As a user without a background in security, it is unclear where to focus engineering time first when reviewing a vulnerability report with multiple findings. Whilst there are many details available about security findings, I am not sure which fields and values of those fields help me decide which vulnerabilities to approach in which order.

Proposal

Whilst expanding the information available for sorting, filtering and searching in the vulnerability report being discussed in #342079 (closed) will help with the overall user experience of navigating the vulnerability report and filtering vulnerabilities of interest, the available detail is very much focused at engineers with a background in security engineering. In order to make a clear recommendation based on our own expertise in security, adding a "remediation priority" to vulnerabilities shown in the report would help to make it clear where an engineer should start focusing remediation efforts to have the most impact on the overall security of a project.

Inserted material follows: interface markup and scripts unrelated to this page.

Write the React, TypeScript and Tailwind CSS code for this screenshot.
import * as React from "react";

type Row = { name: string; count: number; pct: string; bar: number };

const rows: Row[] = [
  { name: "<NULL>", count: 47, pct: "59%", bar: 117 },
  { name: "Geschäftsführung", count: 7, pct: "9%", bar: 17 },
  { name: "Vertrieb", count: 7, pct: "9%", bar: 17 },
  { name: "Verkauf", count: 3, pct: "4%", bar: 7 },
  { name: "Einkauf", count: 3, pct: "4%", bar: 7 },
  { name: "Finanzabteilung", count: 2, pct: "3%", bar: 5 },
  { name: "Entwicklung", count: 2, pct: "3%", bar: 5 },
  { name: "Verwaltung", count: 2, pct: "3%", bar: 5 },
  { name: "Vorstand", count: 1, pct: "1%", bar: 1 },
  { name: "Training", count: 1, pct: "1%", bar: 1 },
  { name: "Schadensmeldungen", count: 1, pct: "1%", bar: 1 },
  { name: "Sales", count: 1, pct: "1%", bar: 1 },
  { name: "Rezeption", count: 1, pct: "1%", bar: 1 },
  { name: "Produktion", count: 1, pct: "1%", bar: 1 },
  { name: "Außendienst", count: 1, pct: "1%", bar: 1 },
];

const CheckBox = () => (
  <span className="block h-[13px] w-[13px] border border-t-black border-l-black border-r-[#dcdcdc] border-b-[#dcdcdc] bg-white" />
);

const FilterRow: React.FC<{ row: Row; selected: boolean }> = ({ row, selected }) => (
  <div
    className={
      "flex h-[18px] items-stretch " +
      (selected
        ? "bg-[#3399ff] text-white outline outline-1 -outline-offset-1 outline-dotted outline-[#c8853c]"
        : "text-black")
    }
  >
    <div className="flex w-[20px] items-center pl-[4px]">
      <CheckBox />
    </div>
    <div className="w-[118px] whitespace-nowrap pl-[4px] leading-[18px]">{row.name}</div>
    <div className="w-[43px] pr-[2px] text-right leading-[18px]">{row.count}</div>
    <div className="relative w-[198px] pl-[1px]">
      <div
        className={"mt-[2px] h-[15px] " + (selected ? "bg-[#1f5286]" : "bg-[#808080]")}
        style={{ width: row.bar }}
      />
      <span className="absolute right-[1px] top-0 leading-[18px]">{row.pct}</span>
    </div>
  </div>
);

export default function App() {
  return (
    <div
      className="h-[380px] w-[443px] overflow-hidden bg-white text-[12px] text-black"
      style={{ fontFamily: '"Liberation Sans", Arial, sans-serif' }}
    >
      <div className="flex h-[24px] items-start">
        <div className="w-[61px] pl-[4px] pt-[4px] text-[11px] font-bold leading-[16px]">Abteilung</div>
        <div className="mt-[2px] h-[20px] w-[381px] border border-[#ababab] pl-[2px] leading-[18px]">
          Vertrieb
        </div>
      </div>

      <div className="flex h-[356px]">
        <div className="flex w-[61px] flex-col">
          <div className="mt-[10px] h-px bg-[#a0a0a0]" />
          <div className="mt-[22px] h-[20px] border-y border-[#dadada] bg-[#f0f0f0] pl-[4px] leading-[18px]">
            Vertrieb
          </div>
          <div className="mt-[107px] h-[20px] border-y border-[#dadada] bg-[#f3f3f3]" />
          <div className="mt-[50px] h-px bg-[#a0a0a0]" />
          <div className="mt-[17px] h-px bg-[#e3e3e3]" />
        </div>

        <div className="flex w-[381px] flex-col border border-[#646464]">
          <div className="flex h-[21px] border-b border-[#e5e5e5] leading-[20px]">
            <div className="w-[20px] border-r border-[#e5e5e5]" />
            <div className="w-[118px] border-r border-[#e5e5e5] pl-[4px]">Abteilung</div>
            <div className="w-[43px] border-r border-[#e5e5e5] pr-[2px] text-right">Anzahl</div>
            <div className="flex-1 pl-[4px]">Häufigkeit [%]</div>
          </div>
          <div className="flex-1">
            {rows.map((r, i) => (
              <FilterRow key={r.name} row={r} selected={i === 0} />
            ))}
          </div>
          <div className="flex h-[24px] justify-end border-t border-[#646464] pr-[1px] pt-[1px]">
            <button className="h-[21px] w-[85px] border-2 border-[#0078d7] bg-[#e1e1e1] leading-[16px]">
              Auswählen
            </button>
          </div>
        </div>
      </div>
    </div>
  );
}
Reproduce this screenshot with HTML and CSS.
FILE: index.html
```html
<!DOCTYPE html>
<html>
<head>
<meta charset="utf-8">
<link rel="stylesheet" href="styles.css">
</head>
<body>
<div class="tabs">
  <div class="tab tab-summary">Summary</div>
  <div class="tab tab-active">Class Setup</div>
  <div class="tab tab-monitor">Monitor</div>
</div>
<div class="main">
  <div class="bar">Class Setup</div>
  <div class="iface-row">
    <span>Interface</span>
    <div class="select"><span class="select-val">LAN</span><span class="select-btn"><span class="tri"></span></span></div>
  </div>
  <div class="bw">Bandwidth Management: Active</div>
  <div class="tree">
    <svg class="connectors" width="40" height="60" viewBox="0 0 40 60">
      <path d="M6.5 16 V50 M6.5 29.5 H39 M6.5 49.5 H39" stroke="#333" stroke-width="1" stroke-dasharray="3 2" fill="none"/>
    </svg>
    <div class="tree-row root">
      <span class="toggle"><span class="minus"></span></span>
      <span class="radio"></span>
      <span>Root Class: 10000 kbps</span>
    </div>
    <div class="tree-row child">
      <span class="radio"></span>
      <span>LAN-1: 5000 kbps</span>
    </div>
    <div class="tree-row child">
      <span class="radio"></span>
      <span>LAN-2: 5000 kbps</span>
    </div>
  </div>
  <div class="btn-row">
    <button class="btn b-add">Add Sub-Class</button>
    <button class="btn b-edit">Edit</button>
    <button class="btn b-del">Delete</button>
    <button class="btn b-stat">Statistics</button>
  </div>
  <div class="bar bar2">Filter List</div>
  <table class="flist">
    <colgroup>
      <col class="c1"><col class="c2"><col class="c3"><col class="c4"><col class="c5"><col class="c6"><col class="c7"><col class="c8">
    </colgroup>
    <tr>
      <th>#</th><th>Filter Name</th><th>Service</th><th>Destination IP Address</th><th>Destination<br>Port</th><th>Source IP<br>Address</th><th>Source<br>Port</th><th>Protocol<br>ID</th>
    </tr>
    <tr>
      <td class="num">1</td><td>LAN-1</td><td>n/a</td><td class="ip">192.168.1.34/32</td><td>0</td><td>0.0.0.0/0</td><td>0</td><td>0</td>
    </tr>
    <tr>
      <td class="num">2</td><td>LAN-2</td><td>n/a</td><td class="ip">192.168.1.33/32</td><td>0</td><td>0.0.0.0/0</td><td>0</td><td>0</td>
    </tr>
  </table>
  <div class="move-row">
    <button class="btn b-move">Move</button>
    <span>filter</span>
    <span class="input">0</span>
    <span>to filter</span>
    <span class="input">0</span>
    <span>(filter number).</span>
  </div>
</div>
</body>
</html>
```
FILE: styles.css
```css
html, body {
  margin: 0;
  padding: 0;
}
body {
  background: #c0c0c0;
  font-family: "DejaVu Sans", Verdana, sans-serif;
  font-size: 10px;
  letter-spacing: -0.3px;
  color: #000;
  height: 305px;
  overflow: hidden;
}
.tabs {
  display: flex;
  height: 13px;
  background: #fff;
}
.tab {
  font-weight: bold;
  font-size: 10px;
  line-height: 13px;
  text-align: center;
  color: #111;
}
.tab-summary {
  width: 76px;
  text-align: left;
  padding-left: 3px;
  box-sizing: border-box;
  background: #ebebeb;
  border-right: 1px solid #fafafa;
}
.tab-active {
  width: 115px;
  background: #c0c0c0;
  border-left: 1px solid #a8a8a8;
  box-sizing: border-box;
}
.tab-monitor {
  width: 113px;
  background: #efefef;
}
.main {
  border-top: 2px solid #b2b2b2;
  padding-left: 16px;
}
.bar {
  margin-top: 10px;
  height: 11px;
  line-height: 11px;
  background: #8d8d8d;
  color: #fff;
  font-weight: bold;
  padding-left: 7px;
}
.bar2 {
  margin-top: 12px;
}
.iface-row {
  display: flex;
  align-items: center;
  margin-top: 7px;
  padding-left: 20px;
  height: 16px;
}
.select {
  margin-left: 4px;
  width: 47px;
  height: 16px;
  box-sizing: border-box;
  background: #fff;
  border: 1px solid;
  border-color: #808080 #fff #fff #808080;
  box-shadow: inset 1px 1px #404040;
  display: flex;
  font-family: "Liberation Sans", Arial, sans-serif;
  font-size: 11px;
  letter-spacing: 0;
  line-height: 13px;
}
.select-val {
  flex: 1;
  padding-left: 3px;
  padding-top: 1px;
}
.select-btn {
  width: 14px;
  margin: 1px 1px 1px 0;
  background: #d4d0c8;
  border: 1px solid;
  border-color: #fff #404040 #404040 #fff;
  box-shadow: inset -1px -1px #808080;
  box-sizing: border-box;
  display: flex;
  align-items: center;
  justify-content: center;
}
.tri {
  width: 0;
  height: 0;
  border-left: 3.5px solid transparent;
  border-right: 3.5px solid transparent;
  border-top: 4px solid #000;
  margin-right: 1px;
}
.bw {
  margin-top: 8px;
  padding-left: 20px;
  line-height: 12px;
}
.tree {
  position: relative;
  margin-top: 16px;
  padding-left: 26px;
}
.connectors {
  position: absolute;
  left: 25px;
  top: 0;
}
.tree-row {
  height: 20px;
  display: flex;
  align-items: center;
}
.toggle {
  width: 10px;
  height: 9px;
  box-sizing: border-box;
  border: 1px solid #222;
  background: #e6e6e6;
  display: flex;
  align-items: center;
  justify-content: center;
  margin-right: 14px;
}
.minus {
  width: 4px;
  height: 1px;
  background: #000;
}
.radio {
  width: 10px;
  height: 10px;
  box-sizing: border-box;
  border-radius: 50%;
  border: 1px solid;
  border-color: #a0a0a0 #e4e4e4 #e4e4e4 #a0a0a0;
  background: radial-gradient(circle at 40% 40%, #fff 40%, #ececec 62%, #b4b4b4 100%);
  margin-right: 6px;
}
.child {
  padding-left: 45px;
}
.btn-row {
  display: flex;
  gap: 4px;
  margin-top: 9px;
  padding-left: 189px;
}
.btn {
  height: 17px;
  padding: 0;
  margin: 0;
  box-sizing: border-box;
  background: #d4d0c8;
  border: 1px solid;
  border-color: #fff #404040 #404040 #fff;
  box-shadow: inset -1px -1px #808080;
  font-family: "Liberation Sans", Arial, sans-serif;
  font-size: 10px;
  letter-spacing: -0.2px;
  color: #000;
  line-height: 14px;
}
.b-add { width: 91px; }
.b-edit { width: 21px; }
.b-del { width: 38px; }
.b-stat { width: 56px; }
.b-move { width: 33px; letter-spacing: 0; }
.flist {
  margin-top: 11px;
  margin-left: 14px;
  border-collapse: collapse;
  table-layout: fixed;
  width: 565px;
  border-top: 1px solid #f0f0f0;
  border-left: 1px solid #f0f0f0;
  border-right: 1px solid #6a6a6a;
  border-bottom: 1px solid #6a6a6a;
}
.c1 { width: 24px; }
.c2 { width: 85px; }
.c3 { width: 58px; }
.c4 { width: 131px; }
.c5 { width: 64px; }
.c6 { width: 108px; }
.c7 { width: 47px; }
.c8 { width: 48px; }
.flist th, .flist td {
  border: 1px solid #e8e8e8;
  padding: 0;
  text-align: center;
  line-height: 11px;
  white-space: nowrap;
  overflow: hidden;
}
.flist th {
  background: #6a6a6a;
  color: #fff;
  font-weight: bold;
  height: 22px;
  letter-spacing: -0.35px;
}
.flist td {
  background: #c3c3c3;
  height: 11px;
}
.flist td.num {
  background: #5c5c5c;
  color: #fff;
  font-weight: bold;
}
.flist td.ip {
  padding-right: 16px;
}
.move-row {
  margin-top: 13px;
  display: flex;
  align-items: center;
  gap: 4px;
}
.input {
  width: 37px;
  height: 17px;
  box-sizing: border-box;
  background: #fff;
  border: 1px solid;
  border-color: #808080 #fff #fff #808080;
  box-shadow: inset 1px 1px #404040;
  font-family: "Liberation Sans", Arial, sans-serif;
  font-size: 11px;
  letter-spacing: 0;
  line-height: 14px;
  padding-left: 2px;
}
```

The "remediation priority" or simply "priority" field could be calculated as a score out of 10, from a number of existing sources. This score could then optionally be mapped to a more friendly "Do it when you can/soon/now" type representation. This could then be used to filter the vulnerability report and work through the findings based on an informed and contextual rating that embeds a general recommendation based on potentially unfamiliar security metrics. It would be important to call this out in the UI and documentation as a general recommendation, based on data, and further analysis is recommended.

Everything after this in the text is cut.